1, plant habit; 2, flower; 3, opened flower; 4, fruit (Iskak Syamsudin)

Premna herbacea Roxb.

Protologue: Fl. Ind. (Carey ed.) 3: 80 (1832).

Synonyms

  • Pygmaeopremna humilis Merr. (1910),
  • Pygmaeopremna herbacea (Roxb.) Moldenke (1941).

Vernacular names

  • Thailand: khaang hua lek (Chiang Mai), phaen din yen (Chiang Rai), som kang (Prachin Buri)
  • Vietnam: cách cỏ.

Distribution

From Pakistan, Nepal and India, through Burma (Myanmar), Indo-China, southern China, Thailand, the Malesian region (the Philippines, the Lesser Sunda Islands (Sumba), Sulawesi, New Guinea) to Australia; cultivated as a medicinal plant in India and Sri Lanka.

Uses

The juice from roots and rhizomes is used in India to treat dropsy, cough, asthma, fever, rheumatism and cholera. Ripe fruits are occasionally eaten in northern India.

Observations

  • A low-growing perennial herb or a dwarf undershrub up to 15(-30) cm tall, most of the stem underground with creeping woody rhizome, the aboveground part slender and simple or with single dichotomous branching.
  • Leaves obovate, (2.5-)5-12(-15) cm × (2-)3-7(-10) cm, dentate or crenate-undulate in the upper half, subglabrous, sessile or subsessile, lowest pair lying flat on the ground.
  • Flowers with pedicel 1.5-2 mm long, corolla white or greenish-white.
  • Fruit obovoid-globose, 5-8(-10) mm long, green turning black.

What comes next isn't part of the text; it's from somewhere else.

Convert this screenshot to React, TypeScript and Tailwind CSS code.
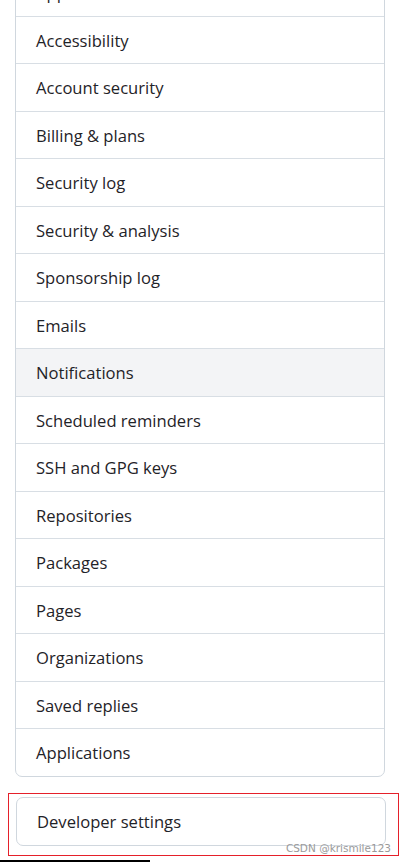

P. herbacea is particularly characteristic of open grasslands exposed to periodic fire.

Selected sources

  • [972] Moldenke, H.N. & Moldenke, A.L., 1983. Verbenaceae. In: Dassanayake, M.D. & Fosberg, F.R. (Editors): A revised handbook to the flora of Ceylon. Vol. 4. Amerind Publishing Co., New Delhi, India. pp. 196-487.
  • [991] Munir, A.A., 1984. A taxonomic revision of the genus Premna L. (Verbenaceae) in Australia. Journal of the Adelaide Botanic Gardens 7(1): 1-44.